8 дек. 2020 г.

How to prepare your operating room for the future?

ЗДРАВООХРАНЕНИЕ Время чтения: 4 мин.

Operating room technology is changing at a rapid pace. For many hospitals, keeping up with this change is hard, and even more drastic developments can be expected in the next decade. Yet, the groundwork for these changes is being laid today. By adopting an OR-over-IP approach, hospitals will be able to implement many of the upcoming technologies that will shape the complex OR environment of the future more easily.

Many years ago, adding a new technology or imaging modality in the operating room meant connecting devices like endoscopy cameras, computers, scanners and surgical displays through dedicated AV equipment. Today, operating rooms are becoming high-tech hubs, allowing multiple devices and imaging systems to be connected over a standard IP network.

With this so-called OR-over-IP approach, surgical data, images and video can be easily shared, stored and displayed on any screen inside or outside the operating room. Integration over IP also makes it possible to centrally manage the multitude of imaging systems and devices and to make the OR workflow much more streamlined.

A future-proof OR

The digital operating room is no longer a ‘nice to have’. In fact, the OR-over-IP approach will be the necessary foundation for the adoption of many innovative technologies, some of which have already reached the OR today, and some of which will probably enter the OR on a larger scale in the future.

  • 4K imaging allows surgeons to clearly see inside a patient and perform surgery with the highest precision.
  • 3D imaging improves the visibility of the patient’s anatomy, and enhance surgical efficiency and accuracy in laparoscopic and robotic procedures with shorter operating times.
  • Virtual and augmented reality will be used to visualize structures, to train surgeons and clinicians, and help them to acquire proficiency in complicated technologies much faster.
  • Artificial intelligence will be able to guide surgery and support later treatment.
A medical display used in robotic surgery

The digital OR offers flexibility

In the past decade, many companies and organizations ramped up their digital efforts in order to overhaul their business processes and improve customer experience. The same can be said of the OR. Just like in the business world, the OR is not becoming digital for digitization’s sake, but rather to reduce complexity, simplify workflows, and increase efficiency and productivity.

In that sense, the OR-over-IP approach is already bearing fruit today for a growng number of professionals and patients worldwide.

  • Reducing setup and turnover time: The productivity of surgical teams and the efficient use of the OR depends on easy and flexible scheduling of cases and on the time required for their preparation and technology setup. However, by bringing more technology into the OR, the setup and configuration before surgeries have become increasingly complex and time-consuming. Because it offers a standard architecture, the OR-over-IP approach simplifies installation and reduces set-up time.
  • Streamlining treatment: An OR that is crammed with equipment – navigation devices, machine-controlled applications, PACS equipment – significantly contributes to the stress levels of the OR staff. By running the OR technology over IP, less cables and devices are needed, which allows for a much cleaner and comfortable working environment, in which surgeons can make quick and accurate decisions.
  • Reducing downtime due to technical maintenance: With an increasing number of devices and cables, the OR risks becoming a complex hodgepodge of technology that is hard to maintain. Time spent on technical maintenance cannot be used for surgery. An IP-based OR platform can make the job of maintenance personnel a lot easier. By using unified fiber cabling that connects directly to the devices, cable clutter can be reduced and errors during maintenance can be avoided.

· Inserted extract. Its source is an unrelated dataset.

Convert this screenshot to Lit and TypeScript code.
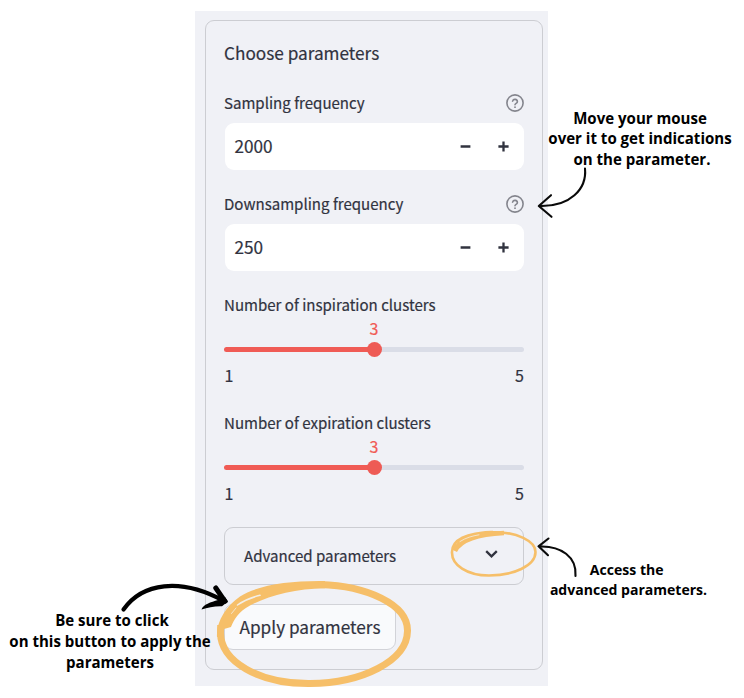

Flexibility today and tomorrow

Technology continuously evolves and therefore, the OR needs to be easily adaptable to meet future requirements. IP-based video integration supports this expansion of technologies well into the future.

But the OR-over-IP already bears fruit today as well. In an environment where the patient’s stakes are so high and where every minute means money, digital technology helps improve the productivity and efficiency of today’s OR professionals.

The OR of today and of the future is one where conditions are created that allow surgeons to do their best work.